---------- Provided material ----------
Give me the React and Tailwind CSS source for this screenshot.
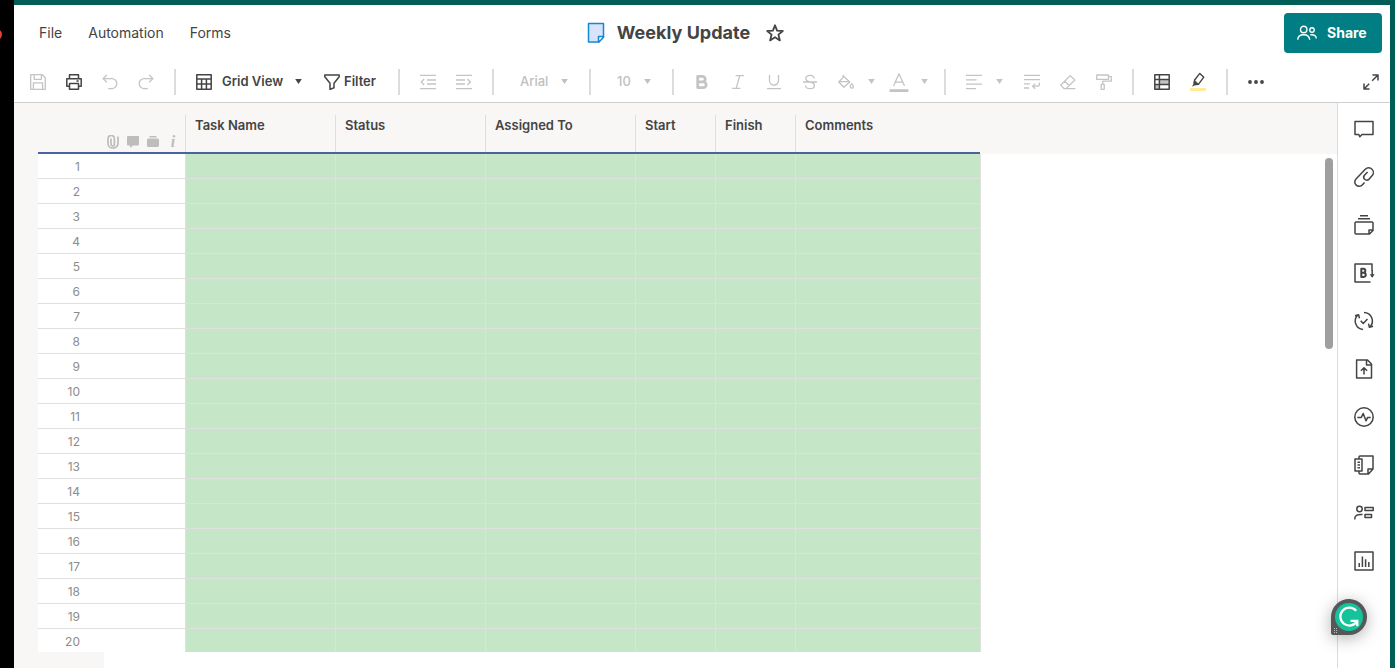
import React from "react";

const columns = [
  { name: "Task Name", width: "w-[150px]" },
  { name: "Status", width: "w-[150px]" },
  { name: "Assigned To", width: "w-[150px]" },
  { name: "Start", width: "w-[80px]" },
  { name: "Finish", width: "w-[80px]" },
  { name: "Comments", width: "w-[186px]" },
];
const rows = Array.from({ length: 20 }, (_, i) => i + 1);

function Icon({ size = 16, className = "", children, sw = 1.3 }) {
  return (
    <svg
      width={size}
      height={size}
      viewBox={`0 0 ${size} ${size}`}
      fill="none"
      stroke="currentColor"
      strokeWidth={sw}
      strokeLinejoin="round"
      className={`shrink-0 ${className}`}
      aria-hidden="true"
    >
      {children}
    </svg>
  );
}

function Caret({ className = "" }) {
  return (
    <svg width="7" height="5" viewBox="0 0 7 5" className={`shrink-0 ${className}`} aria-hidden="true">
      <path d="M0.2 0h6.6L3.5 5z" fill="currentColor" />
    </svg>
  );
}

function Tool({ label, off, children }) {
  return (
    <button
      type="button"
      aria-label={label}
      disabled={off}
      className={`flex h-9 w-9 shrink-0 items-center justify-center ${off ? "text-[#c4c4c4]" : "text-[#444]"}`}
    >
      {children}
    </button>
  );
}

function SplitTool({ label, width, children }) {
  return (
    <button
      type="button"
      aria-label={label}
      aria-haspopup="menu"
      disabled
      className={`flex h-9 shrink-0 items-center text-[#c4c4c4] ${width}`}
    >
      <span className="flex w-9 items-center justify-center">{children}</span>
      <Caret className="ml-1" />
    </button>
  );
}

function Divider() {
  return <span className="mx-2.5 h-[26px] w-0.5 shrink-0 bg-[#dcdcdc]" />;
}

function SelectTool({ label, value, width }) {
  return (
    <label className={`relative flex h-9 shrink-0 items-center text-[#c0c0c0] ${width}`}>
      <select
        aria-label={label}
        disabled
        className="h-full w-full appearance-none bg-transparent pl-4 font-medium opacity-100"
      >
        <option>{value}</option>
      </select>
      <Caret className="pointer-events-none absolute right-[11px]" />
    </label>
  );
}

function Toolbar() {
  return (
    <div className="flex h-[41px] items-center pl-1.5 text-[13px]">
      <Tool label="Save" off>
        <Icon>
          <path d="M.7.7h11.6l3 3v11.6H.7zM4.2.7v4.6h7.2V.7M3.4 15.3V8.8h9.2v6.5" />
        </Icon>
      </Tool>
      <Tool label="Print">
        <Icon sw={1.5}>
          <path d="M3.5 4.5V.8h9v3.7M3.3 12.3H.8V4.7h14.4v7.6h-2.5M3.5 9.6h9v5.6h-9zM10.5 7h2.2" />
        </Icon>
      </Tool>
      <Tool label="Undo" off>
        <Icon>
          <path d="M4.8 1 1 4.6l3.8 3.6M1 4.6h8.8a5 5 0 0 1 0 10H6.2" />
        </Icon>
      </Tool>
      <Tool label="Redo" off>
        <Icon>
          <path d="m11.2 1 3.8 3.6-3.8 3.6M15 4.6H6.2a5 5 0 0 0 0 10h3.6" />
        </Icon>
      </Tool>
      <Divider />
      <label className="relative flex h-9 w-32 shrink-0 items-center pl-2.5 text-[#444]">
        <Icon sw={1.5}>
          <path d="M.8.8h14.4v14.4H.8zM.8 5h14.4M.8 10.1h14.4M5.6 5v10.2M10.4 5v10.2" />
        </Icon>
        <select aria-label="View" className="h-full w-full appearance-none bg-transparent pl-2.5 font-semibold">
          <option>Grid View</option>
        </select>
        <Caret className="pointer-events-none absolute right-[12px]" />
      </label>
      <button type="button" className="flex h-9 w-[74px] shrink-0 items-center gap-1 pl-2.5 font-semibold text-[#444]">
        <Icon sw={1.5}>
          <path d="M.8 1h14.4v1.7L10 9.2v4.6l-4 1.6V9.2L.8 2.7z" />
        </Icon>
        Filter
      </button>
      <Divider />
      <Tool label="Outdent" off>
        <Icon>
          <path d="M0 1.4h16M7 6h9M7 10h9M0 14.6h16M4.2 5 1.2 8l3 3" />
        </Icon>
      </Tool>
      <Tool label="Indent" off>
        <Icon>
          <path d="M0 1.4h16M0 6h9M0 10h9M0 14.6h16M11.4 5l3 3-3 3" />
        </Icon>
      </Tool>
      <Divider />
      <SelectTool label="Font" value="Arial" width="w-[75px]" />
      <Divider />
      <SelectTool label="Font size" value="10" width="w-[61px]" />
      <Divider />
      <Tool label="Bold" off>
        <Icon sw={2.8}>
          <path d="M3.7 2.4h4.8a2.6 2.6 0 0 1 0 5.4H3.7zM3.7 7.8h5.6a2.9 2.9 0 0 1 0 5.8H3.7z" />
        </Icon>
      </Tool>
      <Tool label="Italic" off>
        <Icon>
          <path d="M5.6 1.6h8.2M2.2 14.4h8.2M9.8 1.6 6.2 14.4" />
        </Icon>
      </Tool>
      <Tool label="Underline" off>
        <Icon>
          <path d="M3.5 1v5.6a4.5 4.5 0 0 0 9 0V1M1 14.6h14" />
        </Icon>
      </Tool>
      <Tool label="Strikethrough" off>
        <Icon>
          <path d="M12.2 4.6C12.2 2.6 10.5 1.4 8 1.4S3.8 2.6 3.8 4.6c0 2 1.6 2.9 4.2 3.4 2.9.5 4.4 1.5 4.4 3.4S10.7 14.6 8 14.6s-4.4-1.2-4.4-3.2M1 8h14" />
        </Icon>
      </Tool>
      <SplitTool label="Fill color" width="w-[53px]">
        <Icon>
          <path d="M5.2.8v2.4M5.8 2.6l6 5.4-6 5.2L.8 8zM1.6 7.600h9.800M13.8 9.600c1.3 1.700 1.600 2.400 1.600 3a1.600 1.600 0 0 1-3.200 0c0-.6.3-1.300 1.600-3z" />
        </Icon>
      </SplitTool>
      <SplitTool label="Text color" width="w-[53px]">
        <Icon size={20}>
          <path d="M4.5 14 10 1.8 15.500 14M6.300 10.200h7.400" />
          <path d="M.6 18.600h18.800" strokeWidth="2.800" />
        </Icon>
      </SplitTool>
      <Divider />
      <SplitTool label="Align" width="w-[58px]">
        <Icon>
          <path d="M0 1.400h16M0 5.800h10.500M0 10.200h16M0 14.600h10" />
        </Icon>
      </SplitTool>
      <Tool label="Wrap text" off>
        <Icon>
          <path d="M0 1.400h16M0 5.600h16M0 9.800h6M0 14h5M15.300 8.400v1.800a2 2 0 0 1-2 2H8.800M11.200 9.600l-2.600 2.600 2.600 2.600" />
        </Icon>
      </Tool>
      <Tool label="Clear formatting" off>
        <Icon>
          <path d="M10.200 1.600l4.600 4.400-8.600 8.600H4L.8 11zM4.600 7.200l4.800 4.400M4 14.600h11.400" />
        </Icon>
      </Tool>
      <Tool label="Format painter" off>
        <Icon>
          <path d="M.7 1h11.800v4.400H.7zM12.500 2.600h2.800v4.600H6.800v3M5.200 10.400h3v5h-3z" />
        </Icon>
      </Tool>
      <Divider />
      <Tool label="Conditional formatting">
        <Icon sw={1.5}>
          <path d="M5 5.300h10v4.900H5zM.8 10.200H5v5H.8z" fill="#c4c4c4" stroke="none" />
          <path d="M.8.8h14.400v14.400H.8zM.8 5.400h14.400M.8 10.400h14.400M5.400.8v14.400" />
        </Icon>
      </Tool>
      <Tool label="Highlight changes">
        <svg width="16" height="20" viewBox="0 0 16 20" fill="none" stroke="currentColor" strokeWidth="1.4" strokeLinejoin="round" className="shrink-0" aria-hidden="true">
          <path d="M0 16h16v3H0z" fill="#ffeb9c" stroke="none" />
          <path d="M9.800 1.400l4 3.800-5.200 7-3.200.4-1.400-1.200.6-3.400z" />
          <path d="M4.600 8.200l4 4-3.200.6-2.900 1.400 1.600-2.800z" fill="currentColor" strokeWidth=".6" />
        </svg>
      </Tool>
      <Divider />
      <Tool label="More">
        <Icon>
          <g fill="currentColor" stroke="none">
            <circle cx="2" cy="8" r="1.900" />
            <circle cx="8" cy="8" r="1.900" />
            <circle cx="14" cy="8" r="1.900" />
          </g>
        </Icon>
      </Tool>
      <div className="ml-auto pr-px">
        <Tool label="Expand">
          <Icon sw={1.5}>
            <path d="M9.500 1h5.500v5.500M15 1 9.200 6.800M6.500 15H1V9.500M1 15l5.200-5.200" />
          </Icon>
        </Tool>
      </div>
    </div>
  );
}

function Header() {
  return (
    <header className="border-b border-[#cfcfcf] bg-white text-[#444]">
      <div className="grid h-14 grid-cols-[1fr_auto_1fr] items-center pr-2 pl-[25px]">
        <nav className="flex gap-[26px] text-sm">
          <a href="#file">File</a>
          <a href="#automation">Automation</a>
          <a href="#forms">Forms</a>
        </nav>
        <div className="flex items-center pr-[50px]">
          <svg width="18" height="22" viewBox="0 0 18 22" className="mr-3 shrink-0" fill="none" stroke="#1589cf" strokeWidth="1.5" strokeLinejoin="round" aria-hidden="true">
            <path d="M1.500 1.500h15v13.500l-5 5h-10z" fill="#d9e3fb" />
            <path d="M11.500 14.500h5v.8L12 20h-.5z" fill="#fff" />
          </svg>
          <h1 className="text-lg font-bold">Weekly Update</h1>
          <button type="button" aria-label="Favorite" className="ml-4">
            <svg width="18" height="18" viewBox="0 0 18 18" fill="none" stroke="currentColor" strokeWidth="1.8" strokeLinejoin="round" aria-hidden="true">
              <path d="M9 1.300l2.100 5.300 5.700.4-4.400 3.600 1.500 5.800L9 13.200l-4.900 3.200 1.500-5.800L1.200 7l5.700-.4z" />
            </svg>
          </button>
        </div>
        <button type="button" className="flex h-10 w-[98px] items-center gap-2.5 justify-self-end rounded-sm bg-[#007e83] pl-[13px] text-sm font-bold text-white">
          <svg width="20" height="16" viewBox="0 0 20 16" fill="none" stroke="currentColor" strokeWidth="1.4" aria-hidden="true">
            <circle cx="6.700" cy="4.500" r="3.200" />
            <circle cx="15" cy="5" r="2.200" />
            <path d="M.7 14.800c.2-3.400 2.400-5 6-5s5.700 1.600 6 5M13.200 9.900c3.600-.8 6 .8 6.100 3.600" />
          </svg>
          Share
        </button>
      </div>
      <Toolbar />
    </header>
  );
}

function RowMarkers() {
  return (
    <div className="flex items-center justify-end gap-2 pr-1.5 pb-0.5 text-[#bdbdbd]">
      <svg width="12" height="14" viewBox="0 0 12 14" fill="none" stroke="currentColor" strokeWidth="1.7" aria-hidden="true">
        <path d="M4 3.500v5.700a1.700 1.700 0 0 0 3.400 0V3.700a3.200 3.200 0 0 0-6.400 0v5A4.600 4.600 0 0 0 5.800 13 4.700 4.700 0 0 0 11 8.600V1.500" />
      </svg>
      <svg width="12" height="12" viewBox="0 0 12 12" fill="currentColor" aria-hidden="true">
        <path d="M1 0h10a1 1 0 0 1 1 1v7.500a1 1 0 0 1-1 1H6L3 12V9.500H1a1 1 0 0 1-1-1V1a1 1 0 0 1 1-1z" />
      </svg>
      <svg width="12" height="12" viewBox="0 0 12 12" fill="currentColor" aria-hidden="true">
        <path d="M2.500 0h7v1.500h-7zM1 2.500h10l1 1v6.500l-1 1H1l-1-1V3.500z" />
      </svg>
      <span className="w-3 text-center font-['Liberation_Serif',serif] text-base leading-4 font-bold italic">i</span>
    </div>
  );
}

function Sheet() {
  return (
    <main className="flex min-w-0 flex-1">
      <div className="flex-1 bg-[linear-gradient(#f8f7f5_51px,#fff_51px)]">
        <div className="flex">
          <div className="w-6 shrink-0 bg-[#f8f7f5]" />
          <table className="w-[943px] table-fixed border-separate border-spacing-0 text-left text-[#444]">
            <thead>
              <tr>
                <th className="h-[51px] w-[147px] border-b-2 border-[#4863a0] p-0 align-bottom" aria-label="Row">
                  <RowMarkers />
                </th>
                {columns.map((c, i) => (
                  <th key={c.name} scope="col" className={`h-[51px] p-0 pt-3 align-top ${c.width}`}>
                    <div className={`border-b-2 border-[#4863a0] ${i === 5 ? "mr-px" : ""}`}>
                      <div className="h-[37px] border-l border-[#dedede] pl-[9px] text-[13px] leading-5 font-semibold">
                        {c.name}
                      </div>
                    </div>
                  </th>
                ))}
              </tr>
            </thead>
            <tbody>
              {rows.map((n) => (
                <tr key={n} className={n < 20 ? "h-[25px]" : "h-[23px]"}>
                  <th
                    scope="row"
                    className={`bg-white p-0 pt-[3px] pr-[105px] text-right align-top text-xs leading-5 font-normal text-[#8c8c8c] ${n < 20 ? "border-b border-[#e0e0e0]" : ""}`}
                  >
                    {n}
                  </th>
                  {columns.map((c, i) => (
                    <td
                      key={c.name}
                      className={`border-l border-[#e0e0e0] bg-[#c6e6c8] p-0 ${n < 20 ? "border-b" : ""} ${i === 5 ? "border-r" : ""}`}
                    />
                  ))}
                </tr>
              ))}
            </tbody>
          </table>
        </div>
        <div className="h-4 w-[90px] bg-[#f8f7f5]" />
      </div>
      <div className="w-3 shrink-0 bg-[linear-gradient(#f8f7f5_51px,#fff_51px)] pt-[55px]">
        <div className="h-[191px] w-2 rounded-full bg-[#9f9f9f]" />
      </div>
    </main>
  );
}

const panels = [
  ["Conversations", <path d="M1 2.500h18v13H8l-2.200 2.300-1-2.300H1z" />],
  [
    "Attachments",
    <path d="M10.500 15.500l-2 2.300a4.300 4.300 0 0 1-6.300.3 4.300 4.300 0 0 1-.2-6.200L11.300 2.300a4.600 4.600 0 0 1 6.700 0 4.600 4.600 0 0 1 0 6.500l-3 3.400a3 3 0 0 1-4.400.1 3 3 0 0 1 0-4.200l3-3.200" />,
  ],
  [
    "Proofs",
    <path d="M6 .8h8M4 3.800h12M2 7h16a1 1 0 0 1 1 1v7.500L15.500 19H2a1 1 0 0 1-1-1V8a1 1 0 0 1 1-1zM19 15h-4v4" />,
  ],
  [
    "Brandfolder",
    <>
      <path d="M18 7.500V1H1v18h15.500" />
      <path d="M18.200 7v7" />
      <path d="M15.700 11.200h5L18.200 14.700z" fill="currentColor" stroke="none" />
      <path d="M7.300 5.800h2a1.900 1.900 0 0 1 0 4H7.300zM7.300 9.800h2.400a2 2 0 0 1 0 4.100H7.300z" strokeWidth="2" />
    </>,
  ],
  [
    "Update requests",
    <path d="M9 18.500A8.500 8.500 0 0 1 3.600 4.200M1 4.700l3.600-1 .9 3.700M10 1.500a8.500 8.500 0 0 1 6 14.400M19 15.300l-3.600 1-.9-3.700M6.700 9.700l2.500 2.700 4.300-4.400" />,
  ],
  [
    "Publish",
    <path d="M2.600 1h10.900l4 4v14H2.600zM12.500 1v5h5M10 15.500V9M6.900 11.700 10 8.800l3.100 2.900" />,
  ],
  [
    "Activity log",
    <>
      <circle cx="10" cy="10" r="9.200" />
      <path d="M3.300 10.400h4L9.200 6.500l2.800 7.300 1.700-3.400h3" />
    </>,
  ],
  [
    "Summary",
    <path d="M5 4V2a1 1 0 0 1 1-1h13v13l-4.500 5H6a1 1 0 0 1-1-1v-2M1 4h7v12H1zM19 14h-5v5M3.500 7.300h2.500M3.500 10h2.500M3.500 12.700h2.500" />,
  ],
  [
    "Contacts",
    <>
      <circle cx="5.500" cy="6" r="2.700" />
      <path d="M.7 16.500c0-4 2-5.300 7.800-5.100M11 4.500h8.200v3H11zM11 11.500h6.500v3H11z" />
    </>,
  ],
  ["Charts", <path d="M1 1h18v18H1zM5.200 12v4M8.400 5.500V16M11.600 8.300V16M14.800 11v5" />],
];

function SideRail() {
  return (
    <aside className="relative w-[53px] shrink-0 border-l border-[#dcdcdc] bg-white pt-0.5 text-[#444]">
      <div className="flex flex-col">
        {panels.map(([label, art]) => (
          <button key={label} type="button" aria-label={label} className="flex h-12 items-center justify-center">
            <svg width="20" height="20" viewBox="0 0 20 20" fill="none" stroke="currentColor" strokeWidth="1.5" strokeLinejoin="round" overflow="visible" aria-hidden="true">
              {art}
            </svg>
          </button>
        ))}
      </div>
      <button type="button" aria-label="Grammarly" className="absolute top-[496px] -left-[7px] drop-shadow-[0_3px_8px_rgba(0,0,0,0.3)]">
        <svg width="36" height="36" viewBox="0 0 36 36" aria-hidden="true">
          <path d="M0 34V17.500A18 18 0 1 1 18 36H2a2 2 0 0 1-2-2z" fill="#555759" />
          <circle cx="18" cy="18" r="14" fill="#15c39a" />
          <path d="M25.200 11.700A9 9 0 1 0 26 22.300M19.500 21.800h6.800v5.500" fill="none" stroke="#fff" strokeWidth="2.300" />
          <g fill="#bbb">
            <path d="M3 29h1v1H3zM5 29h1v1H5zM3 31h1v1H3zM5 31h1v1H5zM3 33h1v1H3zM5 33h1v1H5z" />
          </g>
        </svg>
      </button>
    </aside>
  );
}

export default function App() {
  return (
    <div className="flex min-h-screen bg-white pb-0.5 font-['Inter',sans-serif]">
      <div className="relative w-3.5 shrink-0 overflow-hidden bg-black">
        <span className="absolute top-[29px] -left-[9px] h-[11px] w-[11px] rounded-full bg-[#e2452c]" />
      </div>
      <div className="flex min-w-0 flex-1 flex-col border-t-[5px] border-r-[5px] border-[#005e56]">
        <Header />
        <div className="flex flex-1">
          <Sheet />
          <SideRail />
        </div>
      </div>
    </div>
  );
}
----------
Exercise: Leave the pictures out and reproduce exactly the lines from the top of the listing above through the line with "import React from".

Correct output:
Give me the React and Tailwind CSS source for this screenshot.
import React from "react";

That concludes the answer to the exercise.